## START The records
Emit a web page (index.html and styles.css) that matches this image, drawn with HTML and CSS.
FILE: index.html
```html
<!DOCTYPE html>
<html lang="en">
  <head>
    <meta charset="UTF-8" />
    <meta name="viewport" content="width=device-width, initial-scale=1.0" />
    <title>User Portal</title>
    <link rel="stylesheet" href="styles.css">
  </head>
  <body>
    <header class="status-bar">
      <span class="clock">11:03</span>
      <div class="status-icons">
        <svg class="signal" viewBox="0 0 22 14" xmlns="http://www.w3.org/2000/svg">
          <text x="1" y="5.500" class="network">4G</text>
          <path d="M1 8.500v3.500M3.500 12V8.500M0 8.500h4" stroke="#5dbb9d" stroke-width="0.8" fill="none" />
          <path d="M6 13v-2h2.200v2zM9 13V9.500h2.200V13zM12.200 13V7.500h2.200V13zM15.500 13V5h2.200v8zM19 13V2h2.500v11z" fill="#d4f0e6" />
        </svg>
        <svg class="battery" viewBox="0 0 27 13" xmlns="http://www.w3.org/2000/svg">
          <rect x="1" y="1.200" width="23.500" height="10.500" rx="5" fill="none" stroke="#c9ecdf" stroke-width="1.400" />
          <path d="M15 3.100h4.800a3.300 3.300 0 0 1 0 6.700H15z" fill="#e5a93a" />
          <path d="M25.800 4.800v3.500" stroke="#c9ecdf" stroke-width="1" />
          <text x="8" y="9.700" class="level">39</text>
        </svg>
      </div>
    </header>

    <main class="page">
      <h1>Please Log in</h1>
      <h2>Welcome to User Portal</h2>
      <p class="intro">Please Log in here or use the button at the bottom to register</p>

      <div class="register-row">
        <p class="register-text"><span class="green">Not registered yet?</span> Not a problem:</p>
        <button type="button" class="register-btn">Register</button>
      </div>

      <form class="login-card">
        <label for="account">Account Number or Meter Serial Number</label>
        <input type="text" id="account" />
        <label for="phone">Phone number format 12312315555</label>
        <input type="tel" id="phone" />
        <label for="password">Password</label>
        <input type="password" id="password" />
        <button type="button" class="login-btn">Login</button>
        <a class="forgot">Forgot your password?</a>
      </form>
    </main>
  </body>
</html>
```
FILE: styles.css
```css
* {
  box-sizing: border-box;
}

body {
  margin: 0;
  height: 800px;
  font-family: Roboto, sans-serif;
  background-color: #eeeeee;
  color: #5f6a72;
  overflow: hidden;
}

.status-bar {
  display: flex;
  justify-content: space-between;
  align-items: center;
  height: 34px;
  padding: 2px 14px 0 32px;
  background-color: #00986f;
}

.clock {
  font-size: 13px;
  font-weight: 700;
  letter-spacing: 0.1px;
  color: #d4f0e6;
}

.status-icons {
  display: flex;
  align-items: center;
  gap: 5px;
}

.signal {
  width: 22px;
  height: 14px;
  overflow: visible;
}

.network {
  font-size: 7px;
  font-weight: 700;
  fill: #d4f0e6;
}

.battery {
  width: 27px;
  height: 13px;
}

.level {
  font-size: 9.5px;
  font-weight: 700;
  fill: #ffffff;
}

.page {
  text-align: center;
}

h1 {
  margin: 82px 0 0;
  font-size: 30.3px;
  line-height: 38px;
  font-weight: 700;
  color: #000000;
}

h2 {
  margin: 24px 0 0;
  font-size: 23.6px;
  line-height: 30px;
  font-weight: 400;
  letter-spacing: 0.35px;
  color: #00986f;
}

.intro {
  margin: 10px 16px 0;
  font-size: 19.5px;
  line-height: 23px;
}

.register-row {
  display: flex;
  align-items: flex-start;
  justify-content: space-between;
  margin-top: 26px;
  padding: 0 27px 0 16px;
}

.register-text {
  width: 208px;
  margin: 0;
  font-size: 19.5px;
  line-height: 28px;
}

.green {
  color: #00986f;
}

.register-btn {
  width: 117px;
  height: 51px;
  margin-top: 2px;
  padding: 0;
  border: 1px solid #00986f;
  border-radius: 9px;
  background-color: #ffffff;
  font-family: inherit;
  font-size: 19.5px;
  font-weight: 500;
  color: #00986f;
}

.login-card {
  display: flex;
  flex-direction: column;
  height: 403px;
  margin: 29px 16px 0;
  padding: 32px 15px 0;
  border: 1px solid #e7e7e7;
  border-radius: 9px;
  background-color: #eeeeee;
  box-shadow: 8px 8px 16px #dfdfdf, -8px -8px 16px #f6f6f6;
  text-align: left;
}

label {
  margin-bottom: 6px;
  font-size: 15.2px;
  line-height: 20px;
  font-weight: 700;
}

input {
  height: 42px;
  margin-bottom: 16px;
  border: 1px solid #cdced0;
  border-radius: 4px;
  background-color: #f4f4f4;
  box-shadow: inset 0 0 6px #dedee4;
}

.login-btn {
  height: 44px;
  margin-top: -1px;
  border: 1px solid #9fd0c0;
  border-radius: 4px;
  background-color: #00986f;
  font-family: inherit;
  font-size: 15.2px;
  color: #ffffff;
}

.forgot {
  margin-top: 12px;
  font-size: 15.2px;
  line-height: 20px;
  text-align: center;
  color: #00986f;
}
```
## END The records
## START The records
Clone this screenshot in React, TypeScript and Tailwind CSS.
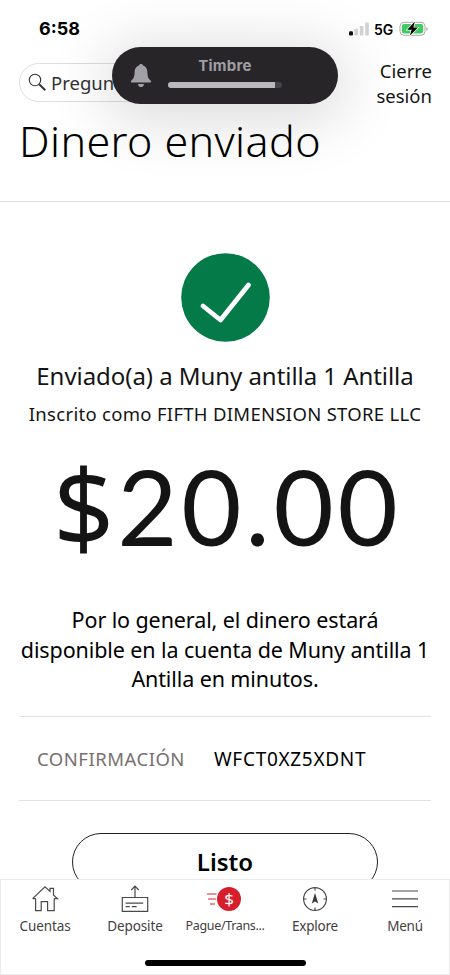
## END The records
## START The records
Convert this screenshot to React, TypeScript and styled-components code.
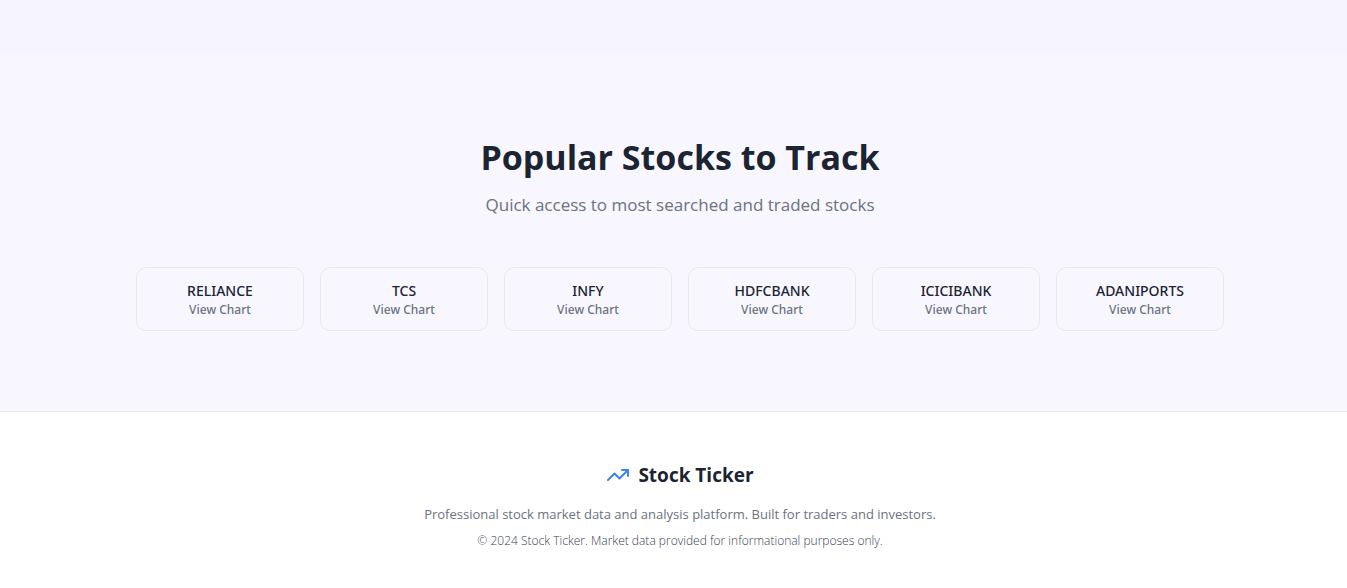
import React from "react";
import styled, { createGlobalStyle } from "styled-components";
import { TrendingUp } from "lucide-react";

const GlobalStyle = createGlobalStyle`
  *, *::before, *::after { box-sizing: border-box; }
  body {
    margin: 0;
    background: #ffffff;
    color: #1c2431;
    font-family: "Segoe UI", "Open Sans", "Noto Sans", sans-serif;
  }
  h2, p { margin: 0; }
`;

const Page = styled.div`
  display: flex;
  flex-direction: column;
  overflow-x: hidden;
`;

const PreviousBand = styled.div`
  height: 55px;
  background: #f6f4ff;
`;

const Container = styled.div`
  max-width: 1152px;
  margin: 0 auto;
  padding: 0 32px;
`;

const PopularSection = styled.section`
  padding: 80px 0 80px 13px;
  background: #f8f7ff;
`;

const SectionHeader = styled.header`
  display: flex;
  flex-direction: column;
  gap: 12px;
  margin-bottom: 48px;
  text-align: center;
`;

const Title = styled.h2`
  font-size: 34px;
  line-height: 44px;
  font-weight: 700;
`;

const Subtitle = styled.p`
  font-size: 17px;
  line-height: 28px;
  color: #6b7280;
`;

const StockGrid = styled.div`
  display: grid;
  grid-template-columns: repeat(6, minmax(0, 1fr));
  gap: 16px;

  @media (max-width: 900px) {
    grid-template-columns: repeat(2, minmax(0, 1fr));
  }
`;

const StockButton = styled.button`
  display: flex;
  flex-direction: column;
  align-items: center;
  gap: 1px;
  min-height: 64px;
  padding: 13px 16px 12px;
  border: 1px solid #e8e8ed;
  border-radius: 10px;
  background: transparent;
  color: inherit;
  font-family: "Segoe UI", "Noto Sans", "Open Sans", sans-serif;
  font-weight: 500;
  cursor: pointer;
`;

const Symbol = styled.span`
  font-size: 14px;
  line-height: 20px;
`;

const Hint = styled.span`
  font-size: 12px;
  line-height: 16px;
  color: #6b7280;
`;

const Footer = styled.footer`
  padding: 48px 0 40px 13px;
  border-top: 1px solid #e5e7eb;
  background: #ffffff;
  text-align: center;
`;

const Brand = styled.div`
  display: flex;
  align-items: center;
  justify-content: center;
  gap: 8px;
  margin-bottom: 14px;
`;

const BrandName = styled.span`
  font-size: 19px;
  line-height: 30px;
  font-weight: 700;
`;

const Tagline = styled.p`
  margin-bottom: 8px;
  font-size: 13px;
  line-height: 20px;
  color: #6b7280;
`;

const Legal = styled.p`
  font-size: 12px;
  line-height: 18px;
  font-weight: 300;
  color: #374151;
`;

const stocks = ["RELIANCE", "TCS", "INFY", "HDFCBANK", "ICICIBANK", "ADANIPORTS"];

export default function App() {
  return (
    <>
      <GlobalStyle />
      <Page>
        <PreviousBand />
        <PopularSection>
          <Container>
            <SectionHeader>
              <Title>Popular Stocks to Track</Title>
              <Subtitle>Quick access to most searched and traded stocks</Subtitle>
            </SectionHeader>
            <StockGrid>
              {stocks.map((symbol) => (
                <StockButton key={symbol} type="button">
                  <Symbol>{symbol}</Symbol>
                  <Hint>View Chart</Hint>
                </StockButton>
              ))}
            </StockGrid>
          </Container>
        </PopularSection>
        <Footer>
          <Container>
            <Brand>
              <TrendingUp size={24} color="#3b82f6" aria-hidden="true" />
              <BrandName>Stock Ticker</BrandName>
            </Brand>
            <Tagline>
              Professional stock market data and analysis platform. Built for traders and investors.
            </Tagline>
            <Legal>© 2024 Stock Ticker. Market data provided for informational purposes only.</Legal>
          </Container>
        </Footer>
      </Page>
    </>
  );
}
## END The records
• _Exercise requirements_: Find each line that has the word "components", then copy it out.

• _Correct answer_:
Convert this screenshot to React, TypeScript and styled-components code.
import styled, { createGlobalStyle } from "styled-components";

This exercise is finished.